Grants will help clean up waters in Sound
The Long Island Sound will benefit from $1.3 million of water-improvement grants announced in Port Jefferson Thursday that will help cut nitrogen pollution and boost fishing, officials said.
In Orient, a grant will advance planning for wastewater-treatment systems that would serve homes and are more affordable than sewers or large facilities.
Two Suffolk programs will try to persuade homeowners and farmers to switch to less-costly but more effective and greener fertilizers, federal and state environmental officials said.
Sea Cliff is partnering with other communities to monitor water quality and signs of pollution in the outer and inner Hempstead Harbor.
The new grants also will recreate wetlands in Queens, retrieve bottles and plastic foam containers from the Bronx River and weed out the invasive vine persicaria perfoliata, which commonly is called mile-a-minute, in Pelham Bay Park.
"We will also get people outdoors, engaged with the outside world," said Thomas R. Chapman, a U.S. Fish & Wildlife Service field supervisor in the New England field office.
Mark A. Tedesco, director, of the U.S. Environmental Protection Agency's Long Island Sound office, said agencies could not rely solely on regulations. "There's a real need to work in communities on voluntary projects that can have real environmental benefits . . . and I think also touch people."

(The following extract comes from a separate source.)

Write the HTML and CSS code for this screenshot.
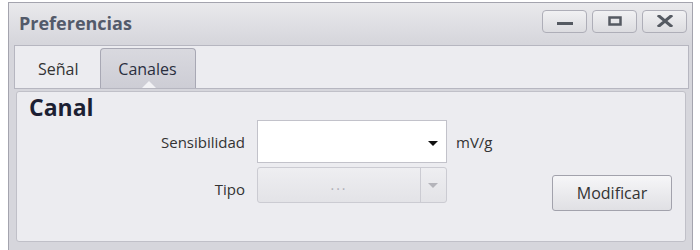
FILE: index.html
```html
<!DOCTYPE html>
<html lang="es">
<head>
  <meta charset="UTF-8" />
  <title>Preferencias</title>
  <link rel="stylesheet" href="styles.css">
</head>
<body>

  <div class="window">
    <div class="titlebar">
      <span class="title">Preferencias</span>
      <div class="controls">
        <button class="ctrl" title="Minimizar">
          <svg width="18" height="10" viewBox="0 0 18 10"><rect x="1" y="6" width="16" height="3" fill="#555a62"/></svg>
        </button>
        <button class="ctrl" title="Maximizar">
          <svg width="18" height="10" viewBox="0 0 18 10"><rect x="3.5" y="1.5" width="11" height="7" fill="none" stroke="#555a62" stroke-width="2.5"/></svg>
        </button>
        <button class="ctrl" title="Cerrar">
          <svg width="18" height="12" viewBox="0 0 18 12"><path d="M3 1 L15 11 M15 1 L3 11" stroke="#555a62" stroke-width="3" stroke-linecap="square"/></svg>
        </button>
      </div>
    </div>

    <div class="frame">
      <div class="tabs">
        <div class="tab">Señal</div>
        <div class="tab active">Canales<span class="notch"></span></div>
      </div>

      <div class="panel">
        <h2>Canal</h2>
        <div class="form">
          <label class="lbl">Sensibilidad</label>
          <div class="combo">
            <span class="arrow"></span>
          </div>
          <span class="unit">mV/g</span>
          <span></span>

          <label class="lbl">Tipo</label>
          <div class="combo disabled">
            <span class="value">...</span>
            <span class="drop"><span class="arrow"></span></span>
          </div>
          <span></span>
          <button class="btn">Modificar</button>
        </div>
      </div>
    </div>
  </div>

</body>
</html>
```

FILE: styles.css
```css
html, body {
  margin: 0;
  height: 250px;
  overflow: hidden;
  background: #fff;
}

body {
  font-family: "Open Sans", "Noto Sans", Arial, sans-serif;
  color: #333;
  padding: 2px 0 0 8px;
  box-sizing: border-box;
}

.window {
  width: 685px;
  height: 248px;
  box-sizing: border-box;
  border: 1px solid #a4a4ae;
  border-bottom: none;
  background: #d6d6dc;
}

.titlebar {
  height: 40px;
  display: flex;
  align-items: center;
  justify-content: space-between;
  padding: 0 5px 0 10px;
  background: linear-gradient(#e9e9ec, #d6d6dc);
}

.title {
  font-size: 18px;
  font-weight: bold;
  color: #535a6a;
  margin-top: -1px;
}

.controls {
  display: flex;
  gap: 5px;
  margin-top: -4px;
}

.ctrl {
  width: 45px;
  height: 23px;
  padding: 0;
  border: 1px solid #aeaeb8;
  border-radius: 4px;
  background: linear-gradient(#f1f1f3, #dcdce0);
  display: flex;
  align-items: center;
  justify-content: center;
}

.frame {
  padding: 2px 3px 0 5px;
}

.tabs {
  height: 44px;
  box-sizing: border-box;
  border: 1px solid #b6b6c0;
  background: #ececf0;
  display: flex;
  align-items: flex-end;
  padding-left: 8px;
  gap: 6px;
}

.tab {
  position: relative;
  height: 40px;
  box-sizing: border-box;
  padding: 0 14px;
  display: flex;
  align-items: center;
  font-size: 16px;
  color: #333;
  border: 1px solid transparent;
  border-bottom: none;
  border-radius: 4px 4px 0 0;
}

.tab.active {
  width: 96px;
  justify-content: center;
  padding: 0;
  background: linear-gradient(#d9d9df, #cdcdd5);
  border-color: #a8a8b4;
  color: #2a2e3e;
}

.notch {
  position: absolute;
  left: 41px;
  bottom: 0;
  width: 0;
  height: 0;
  border-left: 7px solid transparent;
  border-right: 7px solid transparent;
  border-bottom: 7px solid #f2f2f5;
}

.panel {
  margin: 2px 3px 0 2px;
  height: 151px;
  box-sizing: border-box;
  border: 1px solid #c0c0c8;
  border-radius: 3px;
  background: #ececf0;
  padding: 2px 0 0 12px;
}

h2 {
  margin: 0;
  font-size: 23px;
  line-height: 26px;
  font-weight: bold;
  color: #1c1f33;
}

.form {
  display: grid;
  grid-template-columns: 216px 190px 81px 120px;
  column-gap: 12px;
  row-gap: 4px;
}

.form .unit {
  margin-left: -3px;
}

.lbl {
  justify-self: end;
  align-self: center;
  font-size: 15px;
  color: #333;
}

.combo {
  position: relative;
  height: 43px;
  box-sizing: border-box;
  border: 1px solid #c2c2ca;
  background: #fff;
}

.combo .arrow {
  position: absolute;
  right: 8px;
  top: 20px;
  width: 0;
  height: 0;
  border-left: 5px solid transparent;
  border-right: 5px solid transparent;
  border-top: 5px solid #111;
}

.combo.disabled {
  height: 36px;
  display: flex;
  border-color: #cbcbd2;
  border-radius: 3px;
  background: linear-gradient(#eeeef1, #e3e3e7);
}

.combo.disabled .value {
  flex: 1;
  text-align: center;
  line-height: 34px;
  font-size: 14px;
  color: #aeaeb6;
  letter-spacing: 2px;
}

.combo.disabled .drop {
  position: relative;
  width: 25px;
  border-left: 1px solid #cbcbd2;
}

.combo.disabled .arrow {
  right: 8px;
  top: 15px;
  border-top-color: #b4b4ba;
}

.unit {
  align-self: center;
  font-size: 15px;
  color: #333;
}

.btn {
  align-self: start;
  margin-top: 8px;
  height: 36px;
  font-family: inherit;
  font-size: 16px;
  color: #333;
  border: 1px solid #a2a2ac;
  border-radius: 3px;
  background: linear-gradient(#f6f6f8, #e0e0e4);
}
```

The 22 grants, split between New York and Connecticut, were awarded by the National Fish and Wildlife Foundation's Long Island Sound Futures Fund. Since 2005, this pool of public and private money has funded 306 projects.
Fishermen should find it easier to catch Atlantic salmon, American chad, river herring, and American eel, as Connecticut will open more than a dozen miles of rivers by removing barriers so they can spawn, Chapman said.
Reaching out to children, through schools or activities, is critical to ensure they appreciate wildlife and the outdoors, Chapman said.
"We're not doing as good a job educating as we can," he said. The risk is that future generations might only encounter nature in zoos. Or their only experiences might be secondhand, he said, "if it's just older people like me that recount what we saw."
New York's eight grants, which include an educational program for Queens, total nearly $465,000.
That climbs to $1.12 million with matching funds.
Both states will gain from an award to develop ecosystem report cards for the Sound, making it easier to monitor its health, officials said.
Only about 30 percent of Suffolk's homes have sewers, and Glynis M. Berry, executive director of Peconic Green Growth Inc., an environment advocacy group, said it selected Orient for its wastewater project because its residents were supportive, perhaps because they rely on wellwater.
"They're drinking the water they're disposing of," she said.
The grant enables it to analyze costs and treatment methods, and weigh creating a district, she said.
The Perfect Earth Project will devote its grant to explaining the benefits of controlling weeds with timing, lawn height, irrigation and organic fertilizers that slowly release nitrogen, said Sean O'Neill, the group's director of education and outreach.
"It's better for your health, your child's health, your pet's health," he said.
To build public confidence in organic farming, it set up a demonstration garden in Bridgehampton.
Another grant-winner, the American Farmland Trust, will do the same on 15 acres of vegetable fields.
Fertilizers that release nutrients slowly can be applied much less often because one heavy rain will not carry them away, the EPA official said.
That not only lowers pollution, it cuts farmers' fuel and fertilizer bills, while also increasing production, he said. "Once they see that it works, they know how to be good farmers."